Method selection is governed by the following factors:

• Supervised learning or unsupervised learning. There are supervised selection algorithms which identify the relevant features for best achieving the goal of the supervised model (e.g. a classification or a regression problem) and they rely on the availability of labelled data. For unlabeled data, a number of unsupervised selection methods have been developed which score all data dimensions based on various criteria, such as their variance, their entropy, their ability to preserve local similarity, etc.
• The type of data (numerical, continuous, or categorical; text data; image data; speech data; etc).
• The size of dataset. It is the combination of number of instances and number of features. For example, NNs work well on datasets with large number of instances while SVMs work well on datasets with large number of features.

Once a method is selected, a few tasks may be required before model training begins:

1. Make a few method-related decisions (e.g. hyperparameters)
2. Split the master dataset into three subsets for supervised learning.
3. Deal with class imbalance problem if needed. (oversampling, undersampling)

Performance Evaluation

There are a few techniques discussed in the reading to measure model performance.

Error Analysis

A confusion matrix is a summary of prediction results on a classification problem.

The number of correct and incorrect predictions are summarized with count values and broken down by each class. This is the key to the confusion matrix. The confusion matrix shows the ways in which your classification model is confused when it makes predictions.

It gives us insight not only into the errors being made by a classifier but more importantly the types of errors that are being made.

Definitions:
- Positive (P): Observation is positive (for example: is an apple).
- Negative (N): Observation is not positive (for example: is not an apple).
- True Positive (TP): Observation is positive, and is predicted to be positive.
- False Negative (FN): Observation is positive, but is predicted negative. This is Type 2 Error.
- True Negative (TN): Observation is negative, and is predicted to be negative.
- False Positive (FP): Observation is negative, but is predicted positive. This is Type 1 Error.

Accuracy is given by the relation:

However, there are problems with accuracy. It assumes equal costs for both kinds of errors. A 99% accuracy can be excellent, good, mediocre, poor or terrible depending upon the problem.

Recall can be defined as the ratio of the total number of correctly classified positive examples divide to the total number of positive examples. High Recall indicates the class is correctly recognized (small number of FN).

To get the value of precision we divide the total number of correctly classified positive examples by the total number of predicted positive examples. High Precision indicates an example labeled as positive is indeed positive (small number of FP).

High recall, low precision: This means that most of the positive examples are correctly recognized (low FN) but there are a lot of false positives.

Low recall, high precision: This shows that we miss a lot of positive examples (high FN) but those we predict as positive are indeed positive (low FP)

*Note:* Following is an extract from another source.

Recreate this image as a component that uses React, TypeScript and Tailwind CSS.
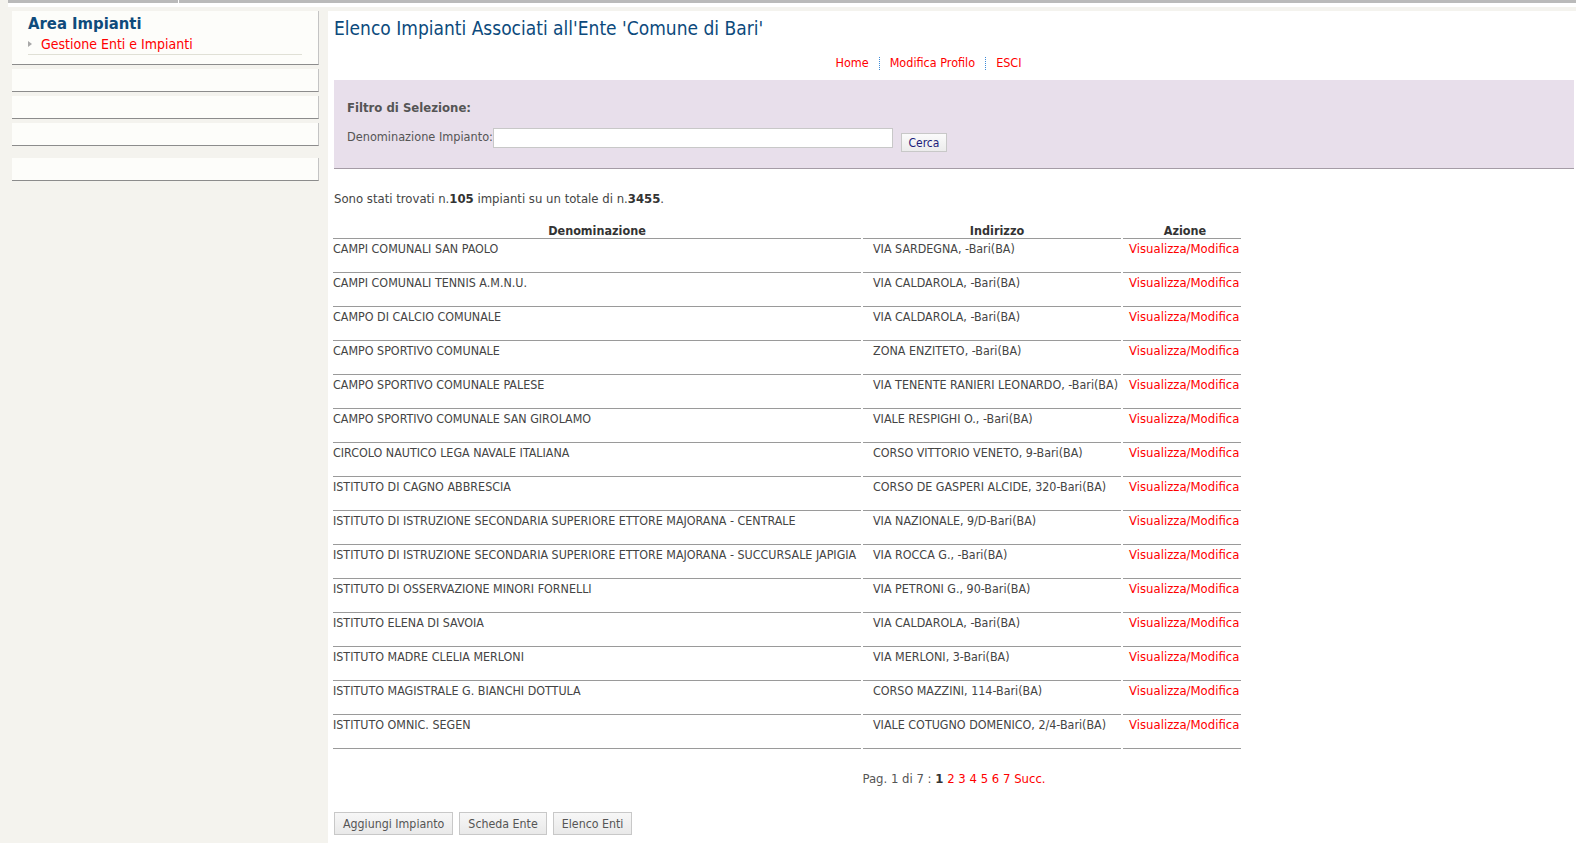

Since we have two measures (Precision and Recall) it helps to have a measurement that represents both of them. We calculate an F-measure which uses Harmonic Mean in place of Arithmetic Mean as it punishes the extreme values more.

The F-Measure will always be nearer to the smaller value of Precision or Recall.

Receiver Operating Characteristics

To carry out receiver operating characteristics (ROC) analysis, ROC curves and area under the curve (AUC) of various models are calculated and compared. The more convex the ROC curve and the higher the AUC, the better the model performance.

Test A is superior to test B because at all cut-offs the true positive rate is higher and the false positive rate is lower than for test B. The area under the curve for test A is larger than the area under the curve for test B.

Root Mean Square Error (RMSE)

This measure is for continuous data prediction. The smaller the measure, the better the model performance.

Tuning

Tuning models means tuning hyperparameters.

Model parameters are learned attributes that define individual models. They can be learned directly from the training data. Examples are regression coefficients, decision tree split locations.

Hyperparameters express "higher-level" structural settings for algorithms. They are decided before fitting the model because they can't be learned from the data. Examples are strength of the penalty used in regularized regression, or the number of trees to include in a random forest.

When a model is less complex, it ignores relevant information, and error due to bias is high (underfitting). As the model becomes more complex, error due to bias decreases.

On the other hand, when a model is less complex, error due to variance is low. Error due to variance increases as complexity increases. Generally, a complex or flexible model will tend to have high variance due to overfitting but lower bias.

Overall model error is a function of error due to bias plus error due to variance. The ideal model minimizes error from each.